So you say you don’t hate gay people, Part I

One thing I have heard a lot recently is Christians who oppose marriage equality insisting, over and over again, that they are not homophobic. They don’t hate gay people, they love them, they really really do! Or at least, that’s what they say. And I remember being there – I remember saying the same thing, and meaning it. And so now, with all the recent hubbub over Chick-fil-a, I have to ask myself. Is it true? Can someone could be against marriage equality, and even think that homosexuality is wrong, and yet not “hate” gay people?

I’m not going to give you my answer to that question up front. I’ve been mulling over this for days now, and I’m going to hash out my thoughts on the subjects in two posts, one today and one tomorrow. So, you’re just going to have to keep reading! 

Let’s imagine that people are whacking me with sticks over and over again, all the while saying “we don’t hate you, we really don’t!” You know what? In this situation, I really don’t care whether or not they hate me – I just want them to stop hitting me!

The first thing I would say to Christians who oppose gay rights, then, is this: It doesn’t matter whether or not you hate gay people, your actions are hurting them! What do you think opposing their rights feels like to them? Love? Heck no! Actually, it feels a whole lot like hate!

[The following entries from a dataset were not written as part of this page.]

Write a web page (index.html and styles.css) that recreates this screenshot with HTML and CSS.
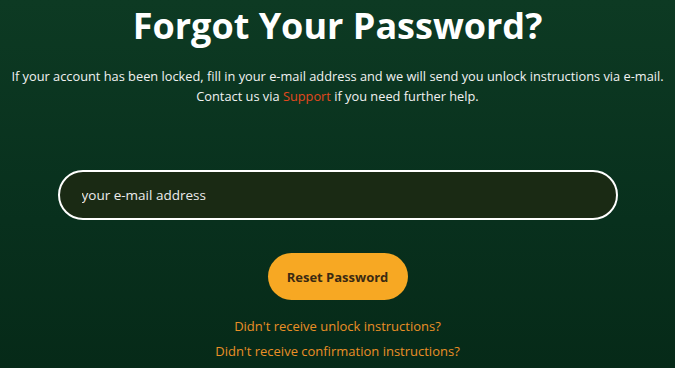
FILE: index.html
```html
<!DOCTYPE html>
<html lang="en">
<head>
<meta charset="utf-8">
<title>Forgot Your Password?</title>
<link rel="stylesheet" href="styles.css">
</head>
<body>
<main class="page">
  <h1 class="title">Forgot Your Password?</h1>
  <p class="intro">If your account has been locked, fill in your e-mail address and we will send you unlock instructions via e-mail.<br>Contact us via <a class="support" href="#">Support</a> if you need further help.</p>
  <form class="form">
    <input class="email" type="email" placeholder="your e-mail address">
    <button class="submit" type="button">Reset Password</button>
  </form>
  <nav class="links">
    <a href="#">Didn't receive unlock instructions?</a>
    <a href="#">Didn't receive confirmation instructions?</a>
  </nav>
</main>
</body>
</html>
```
FILE: styles.css
```css
html, body {
  margin: 0;
  height: 100%;
}
body {
  background: linear-gradient(180deg, #0d3a23 0%, #08301d 60%, #062a18 100%);
  font-family: "Open Sans", "Noto Sans", sans-serif;
  color: #f2f2f2;
  overflow: hidden;
}
.page {
  display: flex;
  flex-direction: column;
  align-items: center;
  padding-top: 2px;
}
.title {
  margin: 0;
  font-size: 36px;
  font-weight: 700;
  line-height: 48px;
  color: #ffffff;
  letter-spacing: 0;
}
.intro {
  margin: 16px 0 0;
  font-size: 12.8px;
  line-height: 20px;
  text-align: center;
}
.support {
  color: #e2481e;
  text-decoration: none;
}
.form {
  display: flex;
  flex-direction: column;
  align-items: center;
  margin-top: 64px;
  gap: 33px;
}
.email {
  box-sizing: border-box;
  width: 560px;
  height: 50px;
  border: 2px solid #ffffff;
  border-radius: 25px;
  background: #1a2a14;
  padding: 0 22px;
  font-family: inherit;
  font-size: 13.5px;
  color: #f2f2f2;
  outline: none;
}
.email::placeholder {
  color: #ececec;
  opacity: 1;
}
.submit {
  width: 140px;
  height: 47px;
  border: 0;
  border-radius: 24px;
  background: #f7a823;
  color: #3b2a12;
  font-family: inherit;
  font-weight: 700;
  font-size: 13px;
}
.links {
  display: flex;
  flex-direction: column;
  align-items: center;
  margin-top: 16px;
  gap: 5px;
}
.links a {
  color: #ea8f26;
  text-decoration: none;
  font-size: 13px;
  line-height: 20px;
}
```
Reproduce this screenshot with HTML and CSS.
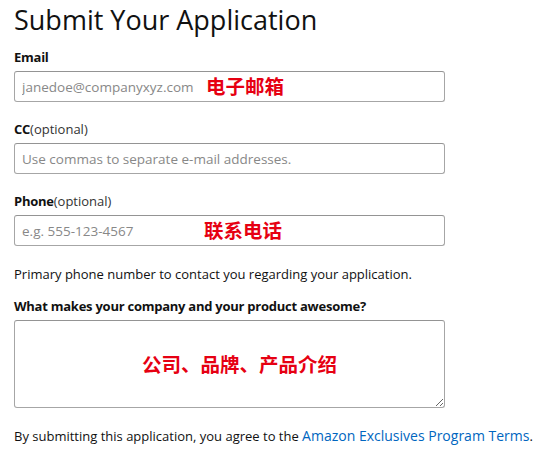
FILE: index.html
```
<!DOCTYPE html>
<html lang="en">
<head>
    <meta charset="UTF-8">
    <meta name="viewport" content="width=device-width, initial-scale=1.0">
    <title>Submit Your Application</title>
    <link rel="stylesheet" href="styles.css">
</head>
<body>
    <div class="page">
        <h1 class="page-title">Submit Your Application</h1>
        <form class="apply-form">
            <div class="field">
                <label class="field-label" for="email">Email</label>
                <div class="input-wrap">
                    <input class="text-input" type="email" id="email" placeholder="janedoe@companyxyz.com">
                    <span class="note note-email">电子邮箱</span>
                </div>
            </div>
            <div class="field">
                <label class="field-label" for="cc">CC<span class="optional">(optional)</span></label>
                <div class="input-wrap">
                    <input class="text-input" type="text" id="cc" placeholder="Use commas to separate e-mail addresses.">
                </div>
            </div>
            <div class="field field-tight">
                <label class="field-label" for="phone">Phone<span class="optional">(optional)</span></label>
                <div class="input-wrap">
                    <input class="text-input" type="tel" id="phone" placeholder="e.g. 555-123-4567">
                    <span class="note note-phone">联系电话</span>
                </div>
                <p class="hint">Primary phone number to contact you regarding your application.</p>
            </div>
            <div class="field">
                <label class="field-label" for="about">What makes your company and your product awesome?</label>
                <div class="input-wrap">
                    <textarea class="text-area" id="about"></textarea>
                    <span class="note note-about">公司、品牌、产品介绍</span>
                </div>
            </div>
            <p class="terms">By submitting this application, you agree to the <a href="#">Amazon Exclusives Program Terms</a>.</p>
        </form>
    </div>
</body>
</html>
```

FILE: styles.css
```
body {
    font-family: "Open Sans", "Noto Sans", Arial, sans-serif;
    font-size: 13px;
    color: #111;
    margin: 0;
    padding: 0;
    background-color: #fff;
}

.page {
    padding: 0 14px;
}

.page-title {
    font-size: 27px;
    font-weight: 400;
    line-height: 40px;
    margin: 0 0 8px;
}

.field {
    width: 431px;
    margin-bottom: 18px;
}

.field-tight {
    margin-bottom: 13px;
}

.field-label {
    display: block;
    font-weight: 700;
    letter-spacing: -0.25px;
    line-height: 19px;
    margin-bottom: 4px;
}

.optional {
    font-weight: 400;
    letter-spacing: 0;
    color: #333;
}

.input-wrap {
    position: relative;
}

.text-input,
.text-area {
    display: block;
    width: 100%;
    box-sizing: border-box;
    border: 1px solid #a6a6a6;
    border-top-color: #949494;
    border-radius: 3px;
    padding: 0 7px;
    font-family: inherit;
    font-size: 13.5px;
    color: #111;
}

.text-input {
    height: 31px;
}

.text-area {
    height: 88px;
}

.text-input::placeholder {
    color: #888;
}

.note {
    position: absolute;
    color: #e60012;
    font-family: "Noto Sans CJK SC", sans-serif;
    font-weight: 700;
    font-size: 19.5px;
    line-height: 24px;
    pointer-events: none;
}

.note-email {
    left: 192px;
    top: 3px;
}

.note-phone {
    left: 190px;
    top: 3px;
}

.note-about {
    left: 128px;
    top: 32px;
}

.hint {
    margin: 19px 0 0;
    line-height: 19px;
}

.terms {
    margin: 3px 0 0;
    line-height: 19px;
    white-space: nowrap;
}

.terms a {
    color: #0066c0;
    font-size: 14px;
    text-decoration: none;
}
```
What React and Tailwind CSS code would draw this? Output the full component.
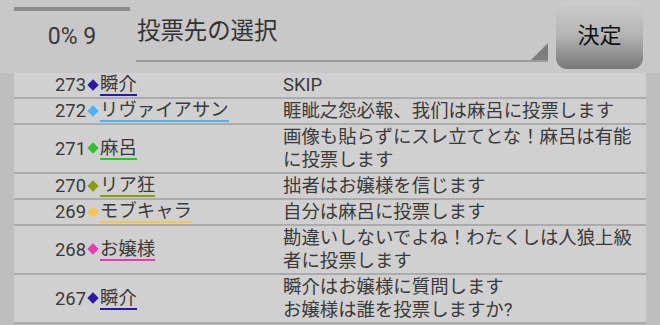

Of course, back in the day I would have said that I don’t oppose gay people’s rights, they have the same rights as anyone else – they can get married, they just have to marry people of the opposite sex. But now I know better.

I know that in many places in the country, gay people can still be legally discriminated against in things like housing.

I know that gay people who are legally married in one state may not have their marriage recognized in another state (something I don’t have to worry about when travelling across country).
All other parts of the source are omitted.